### EXERCISE AIM
Exactly repeat the material, dropping only the pictures.

### DATA SECTION
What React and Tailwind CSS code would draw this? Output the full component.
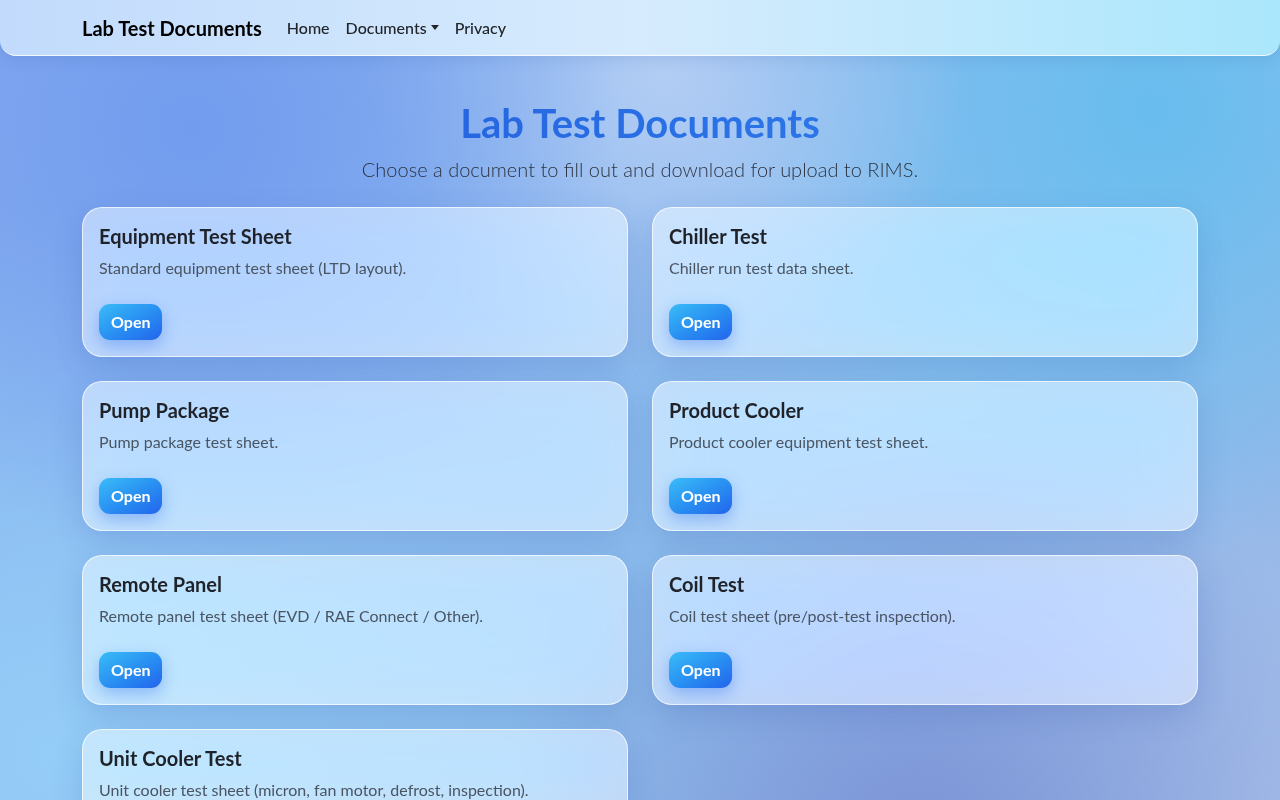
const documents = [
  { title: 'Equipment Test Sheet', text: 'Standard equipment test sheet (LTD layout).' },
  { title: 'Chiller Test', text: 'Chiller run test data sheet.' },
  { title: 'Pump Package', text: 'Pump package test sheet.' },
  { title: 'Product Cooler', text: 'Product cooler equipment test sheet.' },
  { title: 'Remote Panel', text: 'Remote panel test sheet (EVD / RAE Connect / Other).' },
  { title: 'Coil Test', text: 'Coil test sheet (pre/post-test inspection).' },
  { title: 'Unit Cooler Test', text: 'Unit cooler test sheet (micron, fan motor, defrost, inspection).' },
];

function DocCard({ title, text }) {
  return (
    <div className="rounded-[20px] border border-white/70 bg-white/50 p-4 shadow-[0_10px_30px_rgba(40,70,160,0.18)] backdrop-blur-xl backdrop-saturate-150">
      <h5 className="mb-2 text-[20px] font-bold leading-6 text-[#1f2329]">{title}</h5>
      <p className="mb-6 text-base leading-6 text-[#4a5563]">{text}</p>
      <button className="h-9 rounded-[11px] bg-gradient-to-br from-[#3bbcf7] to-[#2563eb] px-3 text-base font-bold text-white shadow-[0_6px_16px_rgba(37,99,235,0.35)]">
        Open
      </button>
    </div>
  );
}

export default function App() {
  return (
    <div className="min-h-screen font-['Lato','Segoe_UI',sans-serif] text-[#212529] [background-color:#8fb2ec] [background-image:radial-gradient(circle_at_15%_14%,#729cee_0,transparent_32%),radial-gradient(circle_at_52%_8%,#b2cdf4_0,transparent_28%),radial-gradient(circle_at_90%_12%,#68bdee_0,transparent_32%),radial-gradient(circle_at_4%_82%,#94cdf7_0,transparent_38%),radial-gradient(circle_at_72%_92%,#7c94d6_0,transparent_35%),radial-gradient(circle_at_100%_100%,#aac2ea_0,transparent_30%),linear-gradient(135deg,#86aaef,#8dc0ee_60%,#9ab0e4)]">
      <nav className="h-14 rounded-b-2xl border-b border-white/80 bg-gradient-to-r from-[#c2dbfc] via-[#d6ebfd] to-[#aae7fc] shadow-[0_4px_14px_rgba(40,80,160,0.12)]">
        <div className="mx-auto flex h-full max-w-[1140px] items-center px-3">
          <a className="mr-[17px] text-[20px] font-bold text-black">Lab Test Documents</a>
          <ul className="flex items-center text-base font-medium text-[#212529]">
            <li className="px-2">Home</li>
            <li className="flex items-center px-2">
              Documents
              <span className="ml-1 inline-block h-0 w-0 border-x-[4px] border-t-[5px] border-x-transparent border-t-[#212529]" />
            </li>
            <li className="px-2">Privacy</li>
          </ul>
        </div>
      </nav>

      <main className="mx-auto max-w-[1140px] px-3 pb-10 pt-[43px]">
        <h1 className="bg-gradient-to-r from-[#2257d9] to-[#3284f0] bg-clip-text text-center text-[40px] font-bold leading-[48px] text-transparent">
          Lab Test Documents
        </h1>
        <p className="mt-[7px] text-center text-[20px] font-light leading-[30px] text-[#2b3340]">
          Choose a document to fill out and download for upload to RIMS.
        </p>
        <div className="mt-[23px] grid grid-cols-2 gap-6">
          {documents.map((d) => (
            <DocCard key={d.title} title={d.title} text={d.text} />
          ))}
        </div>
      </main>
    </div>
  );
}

### FINISHED EXERCISE
What React and Tailwind CSS code would draw this? Output the full component.
const documents = [
  { title: 'Equipment Test Sheet', text: 'Standard equipment test sheet (LTD layout).' },
  { title: 'Chiller Test', text: 'Chiller run test data sheet.' },
  { title: 'Pump Package', text: 'Pump package test sheet.' },
  { title: 'Product Cooler', text: 'Product cooler equipment test sheet.' },
  { title: 'Remote Panel', text: 'Remote panel test sheet (EVD / RAE Connect / Other).' },
  { title: 'Coil Test', text: 'Coil test sheet (pre/post-test inspection).' },
  { title: 'Unit Cooler Test', text: 'Unit cooler test sheet (micron, fan motor, defrost, inspection).' },
];

function DocCard({ title, text }) {
  return (
    <div className="rounded-[20px] border border-white/70 bg-white/50 p-4 shadow-[0_10px_30px_rgba(40,70,160,0.18)] backdrop-blur-xl backdrop-saturate-150">
      <h5 className="mb-2 text-[20px] font-bold leading-6 text-[#1f2329]">{title}</h5>
      <p className="mb-6 text-base leading-6 text-[#4a5563]">{text}</p>
      <button className="h-9 rounded-[11px] bg-gradient-to-br from-[#3bbcf7] to-[#2563eb] px-3 text-base font-bold text-white shadow-[0_6px_16px_rgba(37,99,235,0.35)]">
        Open
      </button>
    </div>
  );
}

export default function App() {
  return (
    <div className="min-h-screen font-['Lato','Segoe_UI',sans-serif] text-[#212529] [background-color:#8fb2ec] [background-image:radial-gradient(circle_at_15%_14%,#729cee_0,transparent_32%),radial-gradient(circle_at_52%_8%,#b2cdf4_0,transparent_28%),radial-gradient(circle_at_90%_12%,#68bdee_0,transparent_32%),radial-gradient(circle_at_4%_82%,#94cdf7_0,transparent_38%),radial-gradient(circle_at_72%_92%,#7c94d6_0,transparent_35%),radial-gradient(circle_at_100%_100%,#aac2ea_0,transparent_30%),linear-gradient(135deg,#86aaef,#8dc0ee_60%,#9ab0e4)]">
      <nav className="h-14 rounded-b-2xl border-b border-white/80 bg-gradient-to-r from-[#c2dbfc] via-[#d6ebfd] to-[#aae7fc] shadow-[0_4px_14px_rgba(40,80,160,0.12)]">
        <div className="mx-auto flex h-full max-w-[1140px] items-center px-3">
          <a className="mr-[17px] text-[20px] font-bold text-black">Lab Test Documents</a>
          <ul className="flex items-center text-base font-medium text-[#212529]">
            <li className="px-2">Home</li>
            <li className="flex items-center px-2">
              Documents
              <span className="ml-1 inline-block h-0 w-0 border-x-[4px] border-t-[5px] border-x-transparent border-t-[#212529]" />
            </li>
            <li className="px-2">Privacy</li>
          </ul>
        </div>
      </nav>

      <main className="mx-auto max-w-[1140px] px-3 pb-10 pt-[43px]">
        <h1 className="bg-gradient-to-r from-[#2257d9] to-[#3284f0] bg-clip-text text-center text-[40px] font-bold leading-[48px] text-transparent">
          Lab Test Documents
        </h1>
        <p className="mt-[7px] text-center text-[20px] font-light leading-[30px] text-[#2b3340]">
          Choose a document to fill out and download for upload to RIMS.
        </p>
        <div className="mt-[23px] grid grid-cols-2 gap-6">
          {documents.map((d) => (
            <DocCard key={d.title} title={d.title} text={d.text} />
          ))}
        </div>
      </main>
    </div>
  );
}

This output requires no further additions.